=== EXERCISE AIM ===
Copy the data precisely, character for character, and leave out every picture.

=== GIVEN DATA ===
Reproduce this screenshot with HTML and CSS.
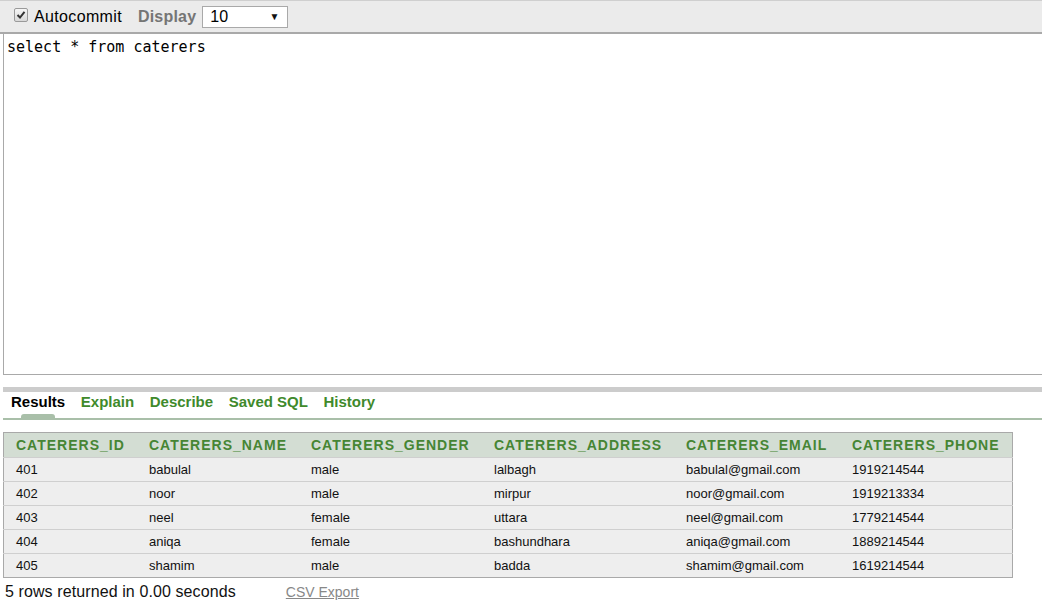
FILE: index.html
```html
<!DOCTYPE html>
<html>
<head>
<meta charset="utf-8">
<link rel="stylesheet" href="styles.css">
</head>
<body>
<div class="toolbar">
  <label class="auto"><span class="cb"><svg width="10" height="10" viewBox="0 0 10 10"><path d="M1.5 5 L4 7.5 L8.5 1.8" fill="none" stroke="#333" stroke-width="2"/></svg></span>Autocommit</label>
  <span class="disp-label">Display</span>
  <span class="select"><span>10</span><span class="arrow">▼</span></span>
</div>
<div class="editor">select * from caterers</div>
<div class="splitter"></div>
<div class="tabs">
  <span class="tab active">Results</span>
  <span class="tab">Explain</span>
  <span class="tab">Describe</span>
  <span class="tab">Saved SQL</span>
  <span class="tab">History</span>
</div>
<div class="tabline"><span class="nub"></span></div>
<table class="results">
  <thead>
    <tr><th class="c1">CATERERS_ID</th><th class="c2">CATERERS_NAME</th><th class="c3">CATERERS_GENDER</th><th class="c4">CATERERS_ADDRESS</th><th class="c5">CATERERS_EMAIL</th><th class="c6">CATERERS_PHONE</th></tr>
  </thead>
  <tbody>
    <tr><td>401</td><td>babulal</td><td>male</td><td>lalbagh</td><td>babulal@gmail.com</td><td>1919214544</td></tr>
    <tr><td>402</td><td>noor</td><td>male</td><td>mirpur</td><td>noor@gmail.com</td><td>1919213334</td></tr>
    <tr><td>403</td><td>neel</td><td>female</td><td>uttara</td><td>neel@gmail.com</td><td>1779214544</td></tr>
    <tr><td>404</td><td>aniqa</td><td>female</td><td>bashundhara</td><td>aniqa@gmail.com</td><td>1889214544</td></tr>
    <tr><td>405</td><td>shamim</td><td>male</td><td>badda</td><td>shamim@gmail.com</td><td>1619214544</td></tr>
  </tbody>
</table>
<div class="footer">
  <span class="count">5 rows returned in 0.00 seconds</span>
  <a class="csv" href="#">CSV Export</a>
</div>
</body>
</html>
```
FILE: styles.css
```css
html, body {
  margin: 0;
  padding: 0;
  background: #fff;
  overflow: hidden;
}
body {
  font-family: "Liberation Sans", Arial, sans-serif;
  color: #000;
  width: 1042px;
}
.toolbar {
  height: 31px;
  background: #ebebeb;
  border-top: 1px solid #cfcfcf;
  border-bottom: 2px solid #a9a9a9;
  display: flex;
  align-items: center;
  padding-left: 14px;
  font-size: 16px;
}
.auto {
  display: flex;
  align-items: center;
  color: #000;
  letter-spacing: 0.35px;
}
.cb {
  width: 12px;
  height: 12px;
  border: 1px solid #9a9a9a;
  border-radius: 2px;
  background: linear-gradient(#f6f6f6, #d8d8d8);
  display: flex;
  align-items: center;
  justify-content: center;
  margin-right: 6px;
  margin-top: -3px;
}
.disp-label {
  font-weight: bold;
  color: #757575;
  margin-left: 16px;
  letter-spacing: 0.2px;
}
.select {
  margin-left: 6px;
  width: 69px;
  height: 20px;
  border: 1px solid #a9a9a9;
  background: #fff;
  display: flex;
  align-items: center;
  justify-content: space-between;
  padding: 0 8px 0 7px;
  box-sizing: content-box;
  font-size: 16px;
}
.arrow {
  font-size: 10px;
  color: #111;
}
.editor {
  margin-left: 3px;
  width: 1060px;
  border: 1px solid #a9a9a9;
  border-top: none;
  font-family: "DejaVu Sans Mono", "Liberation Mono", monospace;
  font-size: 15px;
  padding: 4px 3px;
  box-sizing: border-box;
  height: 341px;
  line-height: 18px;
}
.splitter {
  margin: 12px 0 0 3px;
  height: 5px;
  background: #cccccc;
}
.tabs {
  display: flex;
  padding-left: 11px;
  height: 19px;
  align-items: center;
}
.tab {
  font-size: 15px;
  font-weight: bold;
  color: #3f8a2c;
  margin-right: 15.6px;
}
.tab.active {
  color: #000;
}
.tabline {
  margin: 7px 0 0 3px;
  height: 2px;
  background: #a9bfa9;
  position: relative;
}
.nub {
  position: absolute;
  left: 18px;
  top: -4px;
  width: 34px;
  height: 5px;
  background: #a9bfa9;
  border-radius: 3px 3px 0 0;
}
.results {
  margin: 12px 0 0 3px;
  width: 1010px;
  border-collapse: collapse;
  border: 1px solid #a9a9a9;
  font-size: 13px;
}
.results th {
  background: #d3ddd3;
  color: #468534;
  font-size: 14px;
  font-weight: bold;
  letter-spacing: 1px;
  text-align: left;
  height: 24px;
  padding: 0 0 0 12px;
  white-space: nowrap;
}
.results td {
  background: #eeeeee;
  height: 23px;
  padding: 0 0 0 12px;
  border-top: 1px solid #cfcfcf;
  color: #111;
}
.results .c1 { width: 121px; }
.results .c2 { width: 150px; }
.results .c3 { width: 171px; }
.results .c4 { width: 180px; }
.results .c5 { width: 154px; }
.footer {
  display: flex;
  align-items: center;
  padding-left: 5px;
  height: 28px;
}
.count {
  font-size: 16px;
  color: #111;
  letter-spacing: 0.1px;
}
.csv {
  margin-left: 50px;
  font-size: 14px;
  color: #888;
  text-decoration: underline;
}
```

=== ANSWER FOR THIS EXERCISE ===
Reproduce this screenshot with HTML and CSS.
FILE: index.html
```html
<!DOCTYPE html>
<html>
<head>
<meta charset="utf-8">
<link rel="stylesheet" href="styles.css">
</head>
<body>
<div class="toolbar">
  <label class="auto"><span class="cb"><svg width="10" height="10" viewBox="0 0 10 10"><path d="M1.5 5 L4 7.5 L8.5 1.8" fill="none" stroke="#333" stroke-width="2"/></svg></span>Autocommit</label>
  <span class="disp-label">Display</span>
  <span class="select"><span>10</span><span class="arrow">▼</span></span>
</div>
<div class="editor">select * from caterers</div>
<div class="splitter"></div>
<div class="tabs">
  <span class="tab active">Results</span>
  <span class="tab">Explain</span>
  <span class="tab">Describe</span>
  <span class="tab">Saved SQL</span>
  <span class="tab">History</span>
</div>
<div class="tabline"><span class="nub"></span></div>
<table class="results">
  <thead>
    <tr><th class="c1">CATERERS_ID</th><th class="c2">CATERERS_NAME</th><th class="c3">CATERERS_GENDER</th><th class="c4">CATERERS_ADDRESS</th><th class="c5">CATERERS_EMAIL</th><th class="c6">CATERERS_PHONE</th></tr>
  </thead>
  <tbody>
    <tr><td>401</td><td>babulal</td><td>male</td><td>lalbagh</td><td>babulal@gmail.com</td><td>1919214544</td></tr>
    <tr><td>402</td><td>noor</td><td>male</td><td>mirpur</td><td>noor@gmail.com</td><td>1919213334</td></tr>
    <tr><td>403</td><td>neel</td><td>female</td><td>uttara</td><td>neel@gmail.com</td><td>1779214544</td></tr>
    <tr><td>404</td><td>aniqa</td><td>female</td><td>bashundhara</td><td>aniqa@gmail.com</td><td>1889214544</td></tr>
    <tr><td>405</td><td>shamim</td><td>male</td><td>badda</td><td>shamim@gmail.com</td><td>1619214544</td></tr>
  </tbody>
</table>
<div class="footer">
  <span class="count">5 rows returned in 0.00 seconds</span>
  <a class="csv" href="#">CSV Export</a>
</div>
</body>
</html>
```
FILE: styles.css
```css
html, body {
  margin: 0;
  padding: 0;
  background: #fff;
  overflow: hidden;
}
body {
  font-family: "Liberation Sans", Arial, sans-serif;
  color: #000;
  width: 1042px;
}
.toolbar {
  height: 31px;
  background: #ebebeb;
  border-top: 1px solid #cfcfcf;
  border-bottom: 2px solid #a9a9a9;
  display: flex;
  align-items: center;
  padding-left: 14px;
  font-size: 16px;
}
.auto {
  display: flex;
  align-items: center;
  color: #000;
  letter-spacing: 0.35px;
}
.cb {
  width: 12px;
  height: 12px;
  border: 1px solid #9a9a9a;
  border-radius: 2px;
  background: linear-gradient(#f6f6f6, #d8d8d8);
  display: flex;
  align-items: center;
  justify-content: center;
  margin-right: 6px;
  margin-top: -3px;
}
.disp-label {
  font-weight: bold;
  color: #757575;
  margin-left: 16px;
  letter-spacing: 0.2px;
}
.select {
  margin-left: 6px;
  width: 69px;
  height: 20px;
  border: 1px solid #a9a9a9;
  background: #fff;
  display: flex;
  align-items: center;
  justify-content: space-between;
  padding: 0 8px 0 7px;
  box-sizing: content-box;
  font-size: 16px;
}
.arrow {
  font-size: 10px;
  color: #111;
}
.editor {
  margin-left: 3px;
  width: 1060px;
  border: 1px solid #a9a9a9;
  border-top: none;
  font-family: "DejaVu Sans Mono", "Liberation Mono", monospace;
  font-size: 15px;
  padding: 4px 3px;
  box-sizing: border-box;
  height: 341px;
  line-height: 18px;
}
.splitter {
  margin: 12px 0 0 3px;
  height: 5px;
  background: #cccccc;
}
.tabs {
  display: flex;
  padding-left: 11px;
  height: 19px;
  align-items: center;
}
.tab {
  font-size: 15px;
  font-weight: bold;
  color: #3f8a2c;
  margin-right: 15.6px;
}
.tab.active {
  color: #000;
}
.tabline {
  margin: 7px 0 0 3px;
  height: 2px;
  background: #a9bfa9;
  position: relative;
}
.nub {
  position: absolute;
  left: 18px;
  top: -4px;
  width: 34px;
  height: 5px;
  background: #a9bfa9;
  border-radius: 3px 3px 0 0;
}
.results {
  margin: 12px 0 0 3px;
  width: 1010px;
  border-collapse: collapse;
  border: 1px solid #a9a9a9;
  font-size: 13px;
}
.results th {
  background: #d3ddd3;
  color: #468534;
  font-size: 14px;
  font-weight: bold;
  letter-spacing: 1px;
  text-align: left;
  height: 24px;
  padding: 0 0 0 12px;
  white-space: nowrap;
}
.results td {
  background: #eeeeee;
  height: 23px;
  padding: 0 0 0 12px;
  border-top: 1px solid #cfcfcf;
  color: #111;
}
.results .c1 { width: 121px; }
.results .c2 { width: 150px; }
.results .c3 { width: 171px; }
.results .c4 { width: 180px; }
.results .c5 { width: 154px; }
.footer {
  display: flex;
  align-items: center;
  padding-left: 5px;
  height: 28px;
}
.count {
  font-size: 16px;
  color: #111;
  letter-spacing: 0.1px;
}
.csv {
  margin-left: 50px;
  font-size: 14px;
  color: #888;
  text-decoration: underline;
}
```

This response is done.